Call the Midwife - Jennifer Worth

Title: Call the Midwife: a true story of the East End in the 1950s
Author: Jennifer Worth
Pages: 376
Published: 2008 (first published 2002)
Genre: Non-fiction, Memoir, Biography
Challenges: Goodreads 2013 Reading Challenge
Edition: Paperback
Source: Library

Description: Life in London's docklands in the 1950s was tough. The brothels of Cable Street, the Kray brothers and gang warfare, the meths drinkers in the bombsites - this was the world that Jennifer Worth entered when she became a midwife at the age of twenty-two. Babies were born in slum conditions, often with no running water.

Jennifer Worth describes the romance and beauty of the great port of London, the bug-infested tenements, the spectre of disease, the sense of community and the incredible resilience of women who bore more than ten children. Funny, disturbing and moving, Call the Midwife brings to life a world that has now changed beyond measure. (via Goodreads.com)

Thoughts: I really quite enjoyed this book, although it took me quite a while to get going, but once I was able to get on a role with book, I didn't want to put the book down and I really didn't want it to end.  True I had watched the first season (series if you live across the pond) and was the initial reason as to why I picked up the book, but it was worth it.  The writing was really well done and the imagery of the neighbourhood in which Mrs.

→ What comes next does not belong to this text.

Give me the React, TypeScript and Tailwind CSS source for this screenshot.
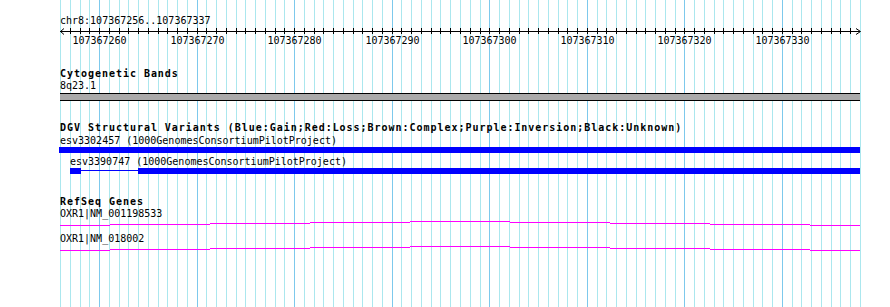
const BP = 800 / 82;
const gridX = Array.from({ length: 83 }, (_, i) => Math.round(60 + i * BP));
const majors = [4, 14, 24, 34, 44, 54, 64, 74];

// gene line drawn as stepped segments (x from, x to, y offset in row)
const geneSteps: [number, number, number][] = [
  [60, 110, 5],
  [110, 210, 4],
  [210, 310, 3],
  [310, 410, 2],
  [410, 510, 1],
  [510, 610, 2],
  [610, 710, 3],
  [710, 810, 4],
  [810, 860, 5],
];

function GeneLine() {
  return (
    <svg width={800} height={13} className="block" shapeRendering="crispEdges">
      {geneSteps.map(([a, b, y]) => (
        <line key={a} x1={a - 60} x2={b - 60} y1={y + 0.5} y2={y + 0.5} stroke="#ff00ff" strokeWidth={1} />
      ))}
    </svg>
  );
}

function Ruler() {
  return (
    <svg width={804} height={8} className="block overflow-visible" shapeRendering="crispEdges">
      <line x1={0} x2={800} y1={4.5} y2={4.5} stroke="#000" />
      {gridX.map((x, i) =>
        i === 0 || i === 82 ? null : (
          <line key={i} x1={x - 60 + 0.5} x2={x - 60 + 0.5} y1={1} y2={7} stroke="#000" />
        )
      )}
      <polyline points="4,1.5 0.5,4.5 4,7.5" fill="none" stroke="#000" shapeRendering="auto" />
      <polyline points="796,1.5 800.5,4.5 796,7.5" fill="none" stroke="#000" shapeRendering="auto" />
    </svg>
  );
}

export default function App() {
  return (
    <div className="relative w-[890px] h-[307px] overflow-hidden bg-white">
      <svg width={890} height={307} className="absolute inset-0" shapeRendering="crispEdges">
        {gridX.map((x, i) => (
          <line
            key={i}
            x1={x + 0.5}
            x2={x + 0.5}
            y1={0}
            y2={307}
            stroke={majors.includes(i) ? "#7dc9ec" : "#abe7ee"}
            strokeWidth={1}
          />
        ))}
      </svg>

      <div className="relative pt-[15px] pl-[60px] text-[10px] leading-[12px] text-black font-['DejaVu_Sans_Mono',monospace]">
        <div className="h-[12px] whitespace-nowrap">chr8:107367256..107367337</div>
        <Ruler />
        <div className="relative h-[12px]">
          {majors.map((i) => (
            <span
              key={i}
              className="absolute top-0 -translate-x-1/2 whitespace-nowrap"
              style={{ left: gridX[i] - 60 + 0.5 }}
            >
              {107367256 + i}
            </span>
          ))}
        </div>

        <div className="mt-[21px] h-[12px] font-bold tracking-[0.97px] whitespace-nowrap">Cytogenetic Bands</div>
        <div className="h-[12px]">8q23.1</div>
        <div className="mt-px h-[8px] w-[800px] border-y border-black bg-[#aaaaaa]" />

        <div className="mt-[21px] h-[12px] font-bold tracking-[0.97px] whitespace-nowrap">
          DGV Structural Variants (Blue:Gain;Red:Loss;Brown:Complex;Purple:Inversion;Black:Unknown)
        </div>
        <div className="mt-px h-[12px] whitespace-nowrap">esv3302457 (1000GenomesConsortiumPilotProject)</div>
        <div className="-ml-px h-[6px] w-[801px] bg-[#0000ff]" />
        <div className="mt-[3px] h-[12px] pl-[10px] whitespace-nowrap">esv3390747 (1000GenomesConsortiumPilotProject)</div>
        <div className="flex h-[6px] pl-[10px]">
          <div className="w-[11px] bg-[#0000ff]" />
          <div className="w-[57px] pt-[2px]">
            <div className="h-px bg-[#0000ff]" />
          </div>
          <div className="w-[722px] bg-[#0000ff]" />
        </div>

        <div className="mt-[22px] h-[12px] font-bold tracking-[0.97px] whitespace-nowrap">RefSeq Genes</div>
        <div className="h-[12px] whitespace-nowrap">OXR1|NM_001198533</div>
        <GeneLine />
        <div className="h-[12px] whitespace-nowrap">OXR1|NM_018002</div>
        <GeneLine />
      </div>
    </div>
  );
}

Worth worked in was amazing and made one feel as though you were going into those homes as she attended the births of these children, while they lived in what we would deem to be squalor, into families that wanted them and loved them.

Bottom line: I would recommend this book probably to most individuals, but especially those that are nurses and have interest in the subject of midwifery.  I would also recommend the book to those that have seen the show.